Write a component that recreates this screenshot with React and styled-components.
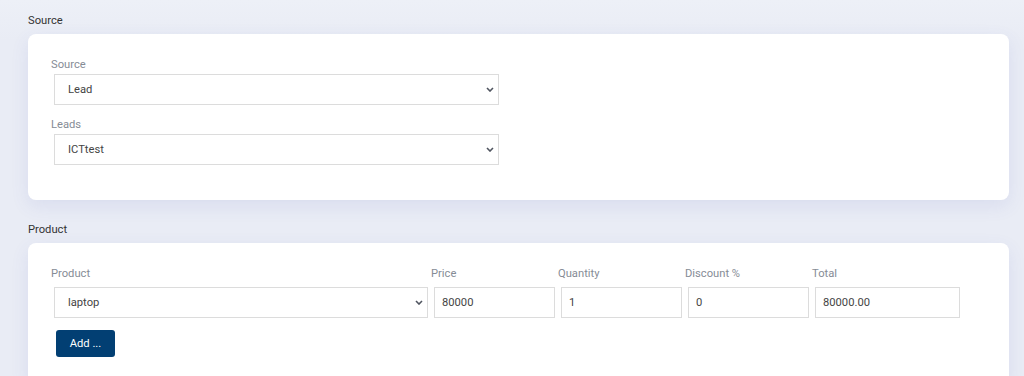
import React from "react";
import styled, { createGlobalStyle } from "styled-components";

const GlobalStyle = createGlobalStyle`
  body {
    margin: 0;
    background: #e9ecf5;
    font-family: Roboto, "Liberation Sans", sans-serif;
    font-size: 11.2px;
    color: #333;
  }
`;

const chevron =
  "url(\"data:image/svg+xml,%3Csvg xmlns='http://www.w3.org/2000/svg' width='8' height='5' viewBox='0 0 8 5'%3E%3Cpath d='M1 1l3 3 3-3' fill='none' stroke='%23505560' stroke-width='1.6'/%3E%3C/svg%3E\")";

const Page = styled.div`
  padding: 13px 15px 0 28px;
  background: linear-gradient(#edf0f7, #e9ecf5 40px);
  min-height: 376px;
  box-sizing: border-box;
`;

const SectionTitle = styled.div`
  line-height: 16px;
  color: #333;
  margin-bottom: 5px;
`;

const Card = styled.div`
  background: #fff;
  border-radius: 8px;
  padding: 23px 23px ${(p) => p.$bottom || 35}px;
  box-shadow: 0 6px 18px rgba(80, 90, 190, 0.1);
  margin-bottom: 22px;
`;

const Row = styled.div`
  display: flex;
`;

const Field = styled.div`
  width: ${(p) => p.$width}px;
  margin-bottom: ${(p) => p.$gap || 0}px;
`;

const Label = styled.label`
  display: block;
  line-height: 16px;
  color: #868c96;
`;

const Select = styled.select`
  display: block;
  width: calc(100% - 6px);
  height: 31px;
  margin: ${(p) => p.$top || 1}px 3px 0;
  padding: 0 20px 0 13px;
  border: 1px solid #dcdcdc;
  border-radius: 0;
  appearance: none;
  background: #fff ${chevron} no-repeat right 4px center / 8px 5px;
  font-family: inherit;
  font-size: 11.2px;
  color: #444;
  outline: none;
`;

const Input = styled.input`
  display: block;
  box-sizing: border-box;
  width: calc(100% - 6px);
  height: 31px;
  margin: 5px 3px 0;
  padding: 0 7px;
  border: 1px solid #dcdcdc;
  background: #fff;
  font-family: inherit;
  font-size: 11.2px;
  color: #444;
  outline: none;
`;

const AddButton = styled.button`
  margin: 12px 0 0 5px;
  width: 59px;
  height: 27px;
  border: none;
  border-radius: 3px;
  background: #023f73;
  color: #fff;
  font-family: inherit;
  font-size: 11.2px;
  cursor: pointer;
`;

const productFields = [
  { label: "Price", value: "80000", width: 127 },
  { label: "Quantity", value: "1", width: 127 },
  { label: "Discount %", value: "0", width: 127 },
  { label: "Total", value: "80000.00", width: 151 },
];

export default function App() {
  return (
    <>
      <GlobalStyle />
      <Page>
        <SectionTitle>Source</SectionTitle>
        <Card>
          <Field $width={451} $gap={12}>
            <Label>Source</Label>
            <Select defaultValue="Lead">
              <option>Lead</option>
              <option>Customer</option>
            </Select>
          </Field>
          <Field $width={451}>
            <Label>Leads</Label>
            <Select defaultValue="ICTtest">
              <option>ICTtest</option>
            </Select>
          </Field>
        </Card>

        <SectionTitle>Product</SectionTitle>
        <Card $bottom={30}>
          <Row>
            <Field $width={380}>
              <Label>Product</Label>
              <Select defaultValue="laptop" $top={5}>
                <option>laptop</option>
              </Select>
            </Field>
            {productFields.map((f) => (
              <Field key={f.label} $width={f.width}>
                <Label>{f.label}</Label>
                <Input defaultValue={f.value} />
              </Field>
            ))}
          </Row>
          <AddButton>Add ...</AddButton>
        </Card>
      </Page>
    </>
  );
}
+ + + +
EXERCISE OBJECTIVE
Identify which lines contain the word "React" and copy each one.

SOLUTION BELOW
Write a component that recreates this screenshot with React and styled-components.
import React from "react";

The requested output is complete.